It was at this point that young Sam Ross hobbled off with an ankle injury, Seb trotting on (see what I did there?) to replace him at full back.

It didn’t take long for Seb to make his mark, his break up the far touchline sparking a passage of play that ended with centre Jack Hannay scoring under the posts. Another easy kick for Mike and the half time whistle saw us 21-10 in the lead.

The half time break saw the Hamilton youth section selling pies from silver trays by the side of the pitch – life doesn’t get much better than that, folks!

The Hamilton players must have been on raw meat rather than hot pies at half time, as they came out of the traps like steam trains when play resumed.
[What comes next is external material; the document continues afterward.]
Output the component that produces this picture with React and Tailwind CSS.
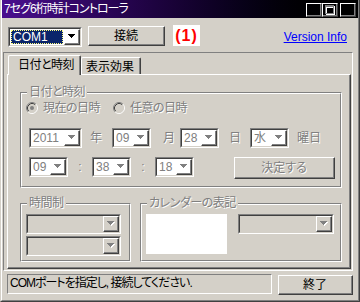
import React from 'react';

const dis = "text-[#808080] [text-shadow:1px_1px_0_#ffffff]";

function Raised({ className = "", children }) {
  return (
    <div className={`shrink-0 border border-t-white border-l-white border-r-[#404040] border-b-[#404040] ${className}`}>
      <div className="w-full h-full border-r border-b border-r-[#808080] border-b-[#808080] flex items-center justify-center">
        {children}
      </div>
    </div>
  );
}

function Arrow({ disabled }) {
  return (
    <svg width="8" height="5" viewBox="0 0 8 5" shapeRendering="crispEdges">
      {disabled && <path d="M1 1h7v1H1zM2 2h5v1H2zM3 3h3v1H3zM4 4h1v1H4z" fill="#ffffff" />}
      <path d="M0 0h7v1H0zM1 1h5v1H1zM2 2h3v1H2zM3 3h1v1H3z" fill={disabled ? "#808080" : "#000000"} />
    </svg>
  );
}

function Combo({ w, value, selected, bg = "bg-white", disabled = true }) {
  return (
    <div className={`${w} h-[20px] shrink-0 border border-t-[#808080] border-l-[#808080] border-r-white border-b-white`}>
      <div className={`h-full flex border border-t-[#404040] border-l-[#404040] border-r-[#d4d0c8] border-b-[#d4d0c8] ${bg}`}>
        <div className="flex-1 min-w-0 flex">
          {selected ? (
            <div className="flex-1 m-[1px] bg-[#0a246a] border border-dotted border-[#ffff80] text-white pl-px leading-[12px]">
              {value}
            </div>
          ) : (
            <span className={`pl-[2px] leading-[16px] ${dis}`}>{value}</span>
          )}
        </div>
        <Raised className="w-[16px] h-full">
          <Arrow disabled={disabled} />
        </Raised>
      </div>
    </div>
  );
}

function Group({ label, className = "", children }) {
  return (
    <div className={`relative shrink-0 border border-t-[#808080] border-l-[#808080] border-r-white border-b-white ${className}`}>
      <div className="w-full h-full border border-t-white border-l-white border-r-[#808080] border-b-[#808080]">
        {children}
      </div>
      <span className={`absolute left-[6px] top-[-8px] px-[2px] bg-[#d4d0c8] leading-[14px] tracking-[-0.5px] ${dis}`}>{label}</span>
    </div>
  );
}

function Radio({ checked }) {
  return (
    <svg width="12" height="12" viewBox="0 0 12 12" className="shrink-0">
      <circle cx="6" cy="6" r="4" fill="#d4d0c8" />
      <path d="M2.11 9.89A5.5 5.5 0 0 1 9.89 2.11" stroke="#808080" fill="none" />
      <path d="M9.89 2.11A5.5 5.5 0 0 1 2.11 9.89" stroke="#ffffff" fill="none" />
      <path d="M2.82 9.18A4.5 4.5 0 0 1 9.18 2.82" stroke="#404040" fill="none" />
      <path d="M9.18 2.82A4.5 4.5 0 0 1 2.82 9.18" stroke="#d4d0c8" fill="none" />
      {checked && <circle cx="6" cy="6" r="2" fill="#808080" />}
    </svg>
  );
}

function TitleBtn({ kind, className = "" }) {
  return (
    <Raised className={`w-[16px] h-[14px] ${className}`}>
      <svg width="13" height="11" viewBox="0 0 13 11" shapeRendering="crispEdges">
        {kind === "min" && <path d="M2 8h6v2H2z" fill="#000000" />}
        {kind === "max" && (
          <>
            <path d="M3 2h9v2H3zM3 4h1v6H3zM11 4h1v6h-1zM3 10h9v1H3z" fill="#ffffff" />
            <path d="M2 1h9v2H2zM2 3h1v6H2zM10 3h1v6h-1zM2 9h9v1H2z" fill="#808080" />
          </>
        )}
        {kind === "close" && (
          <path
            d="M2 1h2v1H2zM8 1h2v1H8zM3 2h2v1H3zM7 2h2v1H7zM4 3h4v1H4zM5 4h2v1H5zM4 5h4v1H4zM3 6h2v1H3zM7 6h2v1H7zM2 7h2v1H2zM8 7h2v1H8z"
            fill="#000000"
          />
        )}
      </svg>
    </Raised>
  );
}

export default function App() {
  return (
    <div className="w-[360px] h-[302px] bg-[#d4d0c8] border-l border-r border-b border-l-[#d4d0c8] border-r-[#404040] border-b-[#404040] text-[12px] leading-[14px] text-black font-['Liberation_Sans','Noto_Sans_CJK_JP',sans-serif] [font-feature-settings:'palt'] overflow-hidden">
      <div className="h-full flex flex-col border-l border-r border-b border-l-white border-r-[#808080] border-b-[#808080]">
        {/* title bar */}
        <div className="h-[18px] shrink-0 flex items-start bg-linear-to-r from-[#4a0f8f] to-black">
          <span className="pl-[2px] pt-[2px] text-white tracking-[-1px]">7セグ6桁時計コントローラ</span>
          <div className="ml-auto mt-[3px] mr-[2px] flex">
            <TitleBtn kind="min" />
            <TitleBtn kind="max" />
            <TitleBtn kind="close" className="ml-[2px]" />
          </div>
        </div>

        {/* port row */}
        <div className="flex items-start mt-[8px] h-[20px] shrink-0">
          <div className="ml-[6px] mt-px">
            <Combo w="w-[74px]" value="COM1" selected disabled={false} />
          </div>
          <Raised className="ml-[6px] w-[77px] h-[20px]">接続</Raised>
          <div className="ml-[8px] -mt-px w-[27px] h-[21px] bg-white flex items-center justify-center text-[16px] font-bold text-[#ff0000] leading-none tracking-[1px]">
            (1)
          </div>
          <a className="ml-auto mr-[11px] mt-[4px] text-[#0000ff] underline">Version Info</a>
        </div>

        {/* tab frame */}
        <div className="ml-px mt-[6px] w-[350px] h-[219px] shrink-0 border border-t-[#808080] border-l-[#808080] border-r-white border-b-white pt-[2px] pl-[3px]">
          <div className="flex items-end h-[19px] pl-px">
            <div className="relative z-10 -mb-px w-[73px] h-[20px] bg-[#d4d0c8] border-t border-l border-r border-t-white border-l-white border-r-[#404040] rounded-t-[2px]">
              <div className="h-full border-r border-r-[#808080] pl-[9px] pt-[2px] tracking-[-0.5px]">日付と時刻</div>
            </div>
            <div className="w-[60px] h-[17px] border-t border-l border-r border-t-white border-l-white border-r-[#404040] rounded-t-[2px]">
              <div className="h-full border-r border-r-[#808080] pl-[4px] pt-[2px]">表示効果</div>
            </div>
          </div>

          <div className="w-[344px] h-[195px] border border-t-white border-l-white border-r-[#404040] border-b-[#404040]">
            <div className="h-full flex flex-col border-r border-b border-r-[#808080] border-b-[#808080]">
              <Group label="日付と時刻" className="ml-[12px] mt-[17px] w-[322px] h-[96px]">
                <div className="flex items-center h-[12px] mt-[8px]">
                  <div className="ml-[4px]"><Radio checked /></div>
                  <span className={`ml-[5px] w-[70px] tracking-[-0.5px] ${dis}`}>現在の日時</span>
                  <Radio />
                  <span className={`ml-[5px] tracking-[-0.5px] ${dis}`}>任意の日時</span>
                </div>
                <div className="flex items-center mt-[14px] ml-[7px]">
                  <Combo w="w-[53px]" value="2011" />
                  <span className={`w-[30px] pl-[8px] ${dis}`}>年</span>
                  <Combo w="w-[39px]" value="09" />
                  <span className={`w-[29px] pl-[12px] ${dis}`}>月</span>
                  <Combo w="w-[39px]" value="28" />
                  <span className={`w-[31px] pl-[10px] ${dis}`}>日</span>
                  <Combo w="w-[39px]" value="水" />
                  <span className={`pl-[8px] ${dis}`}>曜日</span>
                </div>
                <div className="flex items-start mt-[9px] ml-[7px]">
                  <Combo w="w-[39px]" value="09" />
                  <span className={`w-[24px] text-center leading-[20px] ${dis}`}>:</span>
                  <Combo w="w-[39px]" value="38" />
                  <span className={`w-[24px] text-center leading-[20px] ${dis}`}>:</span>
                  <Combo w="w-[39px]" value="18" />
                  <Raised className="ml-[40px] w-[101px] h-[22px]">
                    <span className={dis}>決定する</span>
                  </Raised>
                </div>
              </Group>

              <div className="flex mt-[15px] ml-[12px]">
                <Group label="時間制" className="w-[111px] h-[59px]">
                  <div className="flex flex-col gap-[2px] mt-[9px] ml-[4px]">
                    <Combo w="w-[95px]" value="" bg="bg-[#d4d0c8]" />
                    <Combo w="w-[95px]" value="" bg="bg-[#d4d0c8]" />
                  </div>
                </Group>
                <Group label="カレンダーの表記" className="ml-[9px] w-[202px] h-[59px]">
                  <div className="flex items-start mt-[9px] ml-[4px]">
                    <div className="w-[81px] h-[40px] bg-white" />
                    <div className="ml-[11px]">
                      <Combo w="w-[96px]" value="" bg="bg-[#d4d0c8]" />
                    </div>
                  </div>
                </Group>
              </div>
            </div>
          </div>
        </div>

        {/* status row */}
        <div className="flex items-start mt-[3px]">
          <div className="ml-[5px] w-[265px] h-[20px] border border-t-[#808080] border-l-[#808080] border-r-white border-b-white pl-[2px] pt-px whitespace-nowrap overflow-hidden tracking-[-1px]">
            COMポートを指定し, 接続してください.
          </div>
          <Raised className="ml-[6px] mt-px w-[75px] h-[20px]">終了</Raised>
        </div>
      </div>
    </div>
  );
}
A combination of missed tackles by us and great running lines from the Hamilton backs saw home full back Wilson score just a couple of minutes into the half, McLeish’s conversion taking the score to 21-17 in our favour.

Hamilton reclaimed the lead three minutes after that as their forwards rumbled over in the corner, back row replacement Alexander claiming the score. McLeish’s fine kick from wide out made it 24-21 to Hamilton.

Three minutes after that, we conceded one of the most bizarre tries you’ll ever see. It started with us enjoying a rare period of possession, with Sean Murchie carrying the ball into the home 22. Hamilton came away with the ball care of an interception, then no less than three random fly hacks (one of them a desperate clearance attempt from our own James Ferguson) saw home sub Inglis touching down. McLeish’s kick bounced back off the post, but Hamilton were still 29-21 ahead.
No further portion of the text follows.